-- Work required --
Reproduce the listing word for word, leaving every picture behind.

-- Entries provided --
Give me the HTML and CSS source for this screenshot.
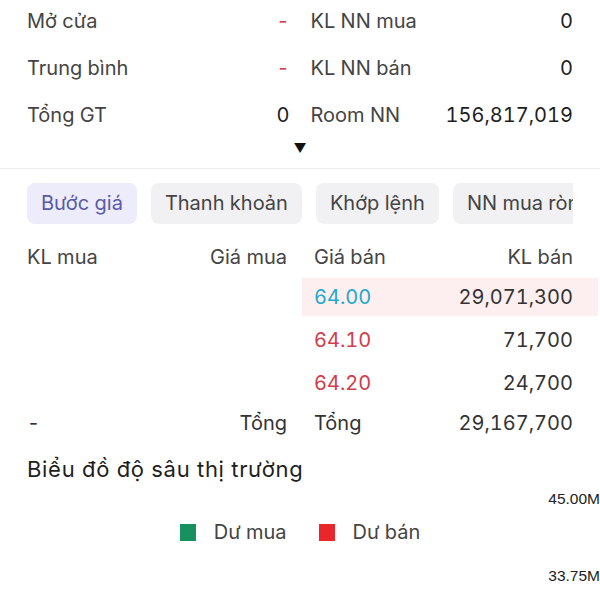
FILE: index.html
```html
<!DOCTYPE html>
<html lang="vi">

<head>
    <meta charset="UTF-8">
    <meta name="viewport" content="width=device-width, initial-scale=1.0">
    <title>Chi tiết cổ phiếu</title>
    <link rel="stylesheet" href="styles.css">
</head>

<body>
    <div class="stats">
        <div class="stats-col">
            <div class="stat-row"><span class="stat-label">Mở cửa</span><span class="stat-value dash">-</span></div>
            <div class="stat-row"><span class="stat-label">Trung bình</span><span class="stat-value dash">-</span></div>
            <div class="stat-row"><span class="stat-label">Tổng GT</span><span class="stat-value">0</span></div>
        </div>
        <div class="stats-col">
            <div class="stat-row"><span class="stat-label">KL NN mua</span><span class="stat-value">0</span></div>
            <div class="stat-row"><span class="stat-label">KL NN bán</span><span class="stat-value">0</span></div>
            <div class="stat-row"><span class="stat-label">Room NN</span><span class="stat-value">156,817,019</span></div>
        </div>
    </div>
    <div class="toggle">▼</div>

    <div class="tabs">
        <div class="tab active">Bước giá</div>
        <div class="tab">Thanh khoản</div>
        <div class="tab">Khớp lệnh</div>
        <div class="tab">NN mua ròng</div>
    </div>

    <div class="book">
        <div class="book-row head">
            <div class="half buy"><span>KL mua</span><span>Giá mua</span></div>
            <div class="half sell"><span>Giá bán</span><span>KL bán</span></div>
        </div>
        <div class="book-row">
            <div class="half buy"></div>
            <div class="half sell hl"><span class="ref">64.00</span><span>29,071,300</span></div>
        </div>
        <div class="book-row">
            <div class="half buy"></div>
            <div class="half sell"><span class="up">64.10</span><span>71,700</span></div>
        </div>
        <div class="book-row">
            <div class="half buy"></div>
            <div class="half sell"><span class="up">64.20</span><span>24,700</span></div>
        </div>
        <div class="book-row total">
            <div class="half buy"><span>-</span><span>Tổng</span></div>
            <div class="half sell"><span>Tổng</span><span>29,167,700</span></div>
        </div>
    </div>

    <h2 class="chart-title">Biểu đồ độ sâu thị trường</h2>
    <div class="chart">
        <div class="axis-label">45.00M</div>
        <div class="legend">
            <span class="swatch green"></span><span>Dư mua</span>
            <span class="swatch red"></span><span>Dư bán</span>
        </div>
        <div class="axis-label low">33.75M</div>
    </div>
</body>

</html>
```

FILE: styles.css
```css
body {
    font-family: Inter, 'Noto Sans', sans-serif;
    font-variant-numeric: tabular-nums;
    margin: 0;
    padding: 0;
    background: #ffffff;
    color: #333;
    width: 600px;
    overflow: hidden;
}

.stats {
    display: grid;
    grid-template-columns: 1fr 1fr;
    column-gap: 21px;
    padding: 0 27px;
    margin-top: -3px;
}

.stat-row {
    display: flex;
    justify-content: space-between;
    align-items: center;
    height: 47px;
    font-size: 20px;
}

.stat-label {
    color: #444;
}

.stat-value {
    color: #1e1e1e;
}

.stat-value.dash {
    color: #d0404c;
}

.toggle {
    text-align: center;
    font-size: 13px;
    color: #111;
    height: 30px;
    line-height: 20px;
    border-bottom: 1px solid #eeeeee;
}

/* tab strip is clipped at the right edge, like the app's scroller */
.tabs {
    display: flex;
    gap: 14px;
    margin: 14px 27px 0;
    overflow: hidden;
    white-space: nowrap;
}

.tab {
    flex: none;
    height: 41px;
    line-height: 41px;
    padding: 0 14px;
    border-radius: 8px;
    background: #f1f1f3;
    color: #444;
    font-size: 20px;
}

.tab.active {
    background: #ececfa;
    color: #5a5aa8;
}

.book {
    margin-top: 16px;
}

.book-row {
    display: grid;
    grid-template-columns: 302px 296px;
    height: 38px;
    margin-bottom: 5px;
    font-size: 20px;
}

.book-row.head {
    height: 34px;
    margin-bottom: 4px;
    color: #444;
}

.book-row.total {
    height: 32px;
}

.half {
    display: flex;
    justify-content: space-between;
    align-items: center;
}

.half.buy {
    padding: 0 15px 0 27px;
}

.half.sell {
    padding: 0 25px 0 12px;
}

.half.hl {
    background: #fdeff0;
}

.ref {
    color: #25a8cc;
}

.up {
    color: #d23c4b;
}

.chart-title {
    margin: 15px 27px 0;
    font-size: 22px;
    letter-spacing: 0.7px;
    font-weight: normal;
    color: #1e1e1e;
    line-height: 30px;
}

.chart {
    height: 130px;
}

.axis-label {
    text-align: right;
    font-family: 'Liberation Sans', Arial, sans-serif;
    font-size: 15.5px;
    color: #222;
    margin-top: 5px;
    line-height: 20px;
}

.axis-label.low {
    margin-top: 17px;
}

.legend {
    display: flex;
    align-items: center;
    justify-content: center;
    margin-top: 6px;
    font-size: 20px;
    color: #444;
    height: 34px;
}

.swatch {
    width: 16px;
    height: 17px;
    margin-right: 18px;
}

.swatch.green {
    background: #179160;
}

.swatch.red {
    background: #e8262c;
    margin-left: 32px;
}
```
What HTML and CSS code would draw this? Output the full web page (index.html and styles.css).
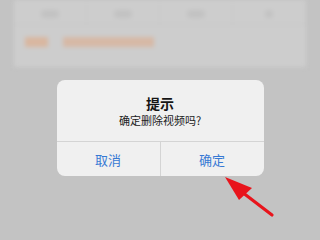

-- Correct answer --
Give me the HTML and CSS source for this screenshot.
FILE: index.html
```html
<!DOCTYPE html>
<html lang="vi">

<head>
    <meta charset="UTF-8">
    <meta name="viewport" content="width=device-width, initial-scale=1.0">
    <title>Chi tiết cổ phiếu</title>
    <link rel="stylesheet" href="styles.css">
</head>

<body>
    <div class="stats">
        <div class="stats-col">
            <div class="stat-row"><span class="stat-label">Mở cửa</span><span class="stat-value dash">-</span></div>
            <div class="stat-row"><span class="stat-label">Trung bình</span><span class="stat-value dash">-</span></div>
            <div class="stat-row"><span class="stat-label">Tổng GT</span><span class="stat-value">0</span></div>
        </div>
        <div class="stats-col">
            <div class="stat-row"><span class="stat-label">KL NN mua</span><span class="stat-value">0</span></div>
            <div class="stat-row"><span class="stat-label">KL NN bán</span><span class="stat-value">0</span></div>
            <div class="stat-row"><span class="stat-label">Room NN</span><span class="stat-value">156,817,019</span></div>
        </div>
    </div>
    <div class="toggle">▼</div>

    <div class="tabs">
        <div class="tab active">Bước giá</div>
        <div class="tab">Thanh khoản</div>
        <div class="tab">Khớp lệnh</div>
        <div class="tab">NN mua ròng</div>
    </div>

    <div class="book">
        <div class="book-row head">
            <div class="half buy"><span>KL mua</span><span>Giá mua</span></div>
            <div class="half sell"><span>Giá bán</span><span>KL bán</span></div>
        </div>
        <div class="book-row">
            <div class="half buy"></div>
            <div class="half sell hl"><span class="ref">64.00</span><span>29,071,300</span></div>
        </div>
        <div class="book-row">
            <div class="half buy"></div>
            <div class="half sell"><span class="up">64.10</span><span>71,700</span></div>
        </div>
        <div class="book-row">
            <div class="half buy"></div>
            <div class="half sell"><span class="up">64.20</span><span>24,700</span></div>
        </div>
        <div class="book-row total">
            <div class="half buy"><span>-</span><span>Tổng</span></div>
            <div class="half sell"><span>Tổng</span><span>29,167,700</span></div>
        </div>
    </div>

    <h2 class="chart-title">Biểu đồ độ sâu thị trường</h2>
    <div class="chart">
        <div class="axis-label">45.00M</div>
        <div class="legend">
            <span class="swatch green"></span><span>Dư mua</span>
            <span class="swatch red"></span><span>Dư bán</span>
        </div>
        <div class="axis-label low">33.75M</div>
    </div>
</body>

</html>
```

FILE: styles.css
```css
body {
    font-family: Inter, 'Noto Sans', sans-serif;
    font-variant-numeric: tabular-nums;
    margin: 0;
    padding: 0;
    background: #ffffff;
    color: #333;
    width: 600px;
    overflow: hidden;
}

.stats {
    display: grid;
    grid-template-columns: 1fr 1fr;
    column-gap: 21px;
    padding: 0 27px;
    margin-top: -3px;
}

.stat-row {
    display: flex;
    justify-content: space-between;
    align-items: center;
    height: 47px;
    font-size: 20px;
}

.stat-label {
    color: #444;
}

.stat-value {
    color: #1e1e1e;
}

.stat-value.dash {
    color: #d0404c;
}

.toggle {
    text-align: center;
    font-size: 13px;
    color: #111;
    height: 30px;
    line-height: 20px;
    border-bottom: 1px solid #eeeeee;
}

/* tab strip is clipped at the right edge, like the app's scroller */
.tabs {
    display: flex;
    gap: 14px;
    margin: 14px 27px 0;
    overflow: hidden;
    white-space: nowrap;
}

.tab {
    flex: none;
    height: 41px;
    line-height: 41px;
    padding: 0 14px;
    border-radius: 8px;
    background: #f1f1f3;
    color: #444;
    font-size: 20px;
}

.tab.active {
    background: #ececfa;
    color: #5a5aa8;
}

.book {
    margin-top: 16px;
}

.book-row {
    display: grid;
    grid-template-columns: 302px 296px;
    height: 38px;
    margin-bottom: 5px;
    font-size: 20px;
}

.book-row.head {
    height: 34px;
    margin-bottom: 4px;
    color: #444;
}

.book-row.total {
    height: 32px;
}

.half {
    display: flex;
    justify-content: space-between;
    align-items: center;
}

.half.buy {
    padding: 0 15px 0 27px;
}

.half.sell {
    padding: 0 25px 0 12px;
}

.half.hl {
    background: #fdeff0;
}

.ref {
    color: #25a8cc;
}

.up {
    color: #d23c4b;
}

.chart-title {
    margin: 15px 27px 0;
    font-size: 22px;
    letter-spacing: 0.7px;
    font-weight: normal;
    color: #1e1e1e;
    line-height: 30px;
}

.chart {
    height: 130px;
}

.axis-label {
    text-align: right;
    font-family: 'Liberation Sans', Arial, sans-serif;
    font-size: 15.5px;
    color: #222;
    margin-top: 5px;
    line-height: 20px;
}

.axis-label.low {
    margin-top: 17px;
}

.legend {
    display: flex;
    align-items: center;
    justify-content: center;
    margin-top: 6px;
    font-size: 20px;
    color: #444;
    height: 34px;
}

.swatch {
    width: 16px;
    height: 17px;
    margin-right: 18px;
}

.swatch.green {
    background: #179160;
}

.swatch.red {
    background: #e8262c;
    margin-left: 32px;
}
```
What HTML and CSS code would draw this? Output the full web page (index.html and styles.css).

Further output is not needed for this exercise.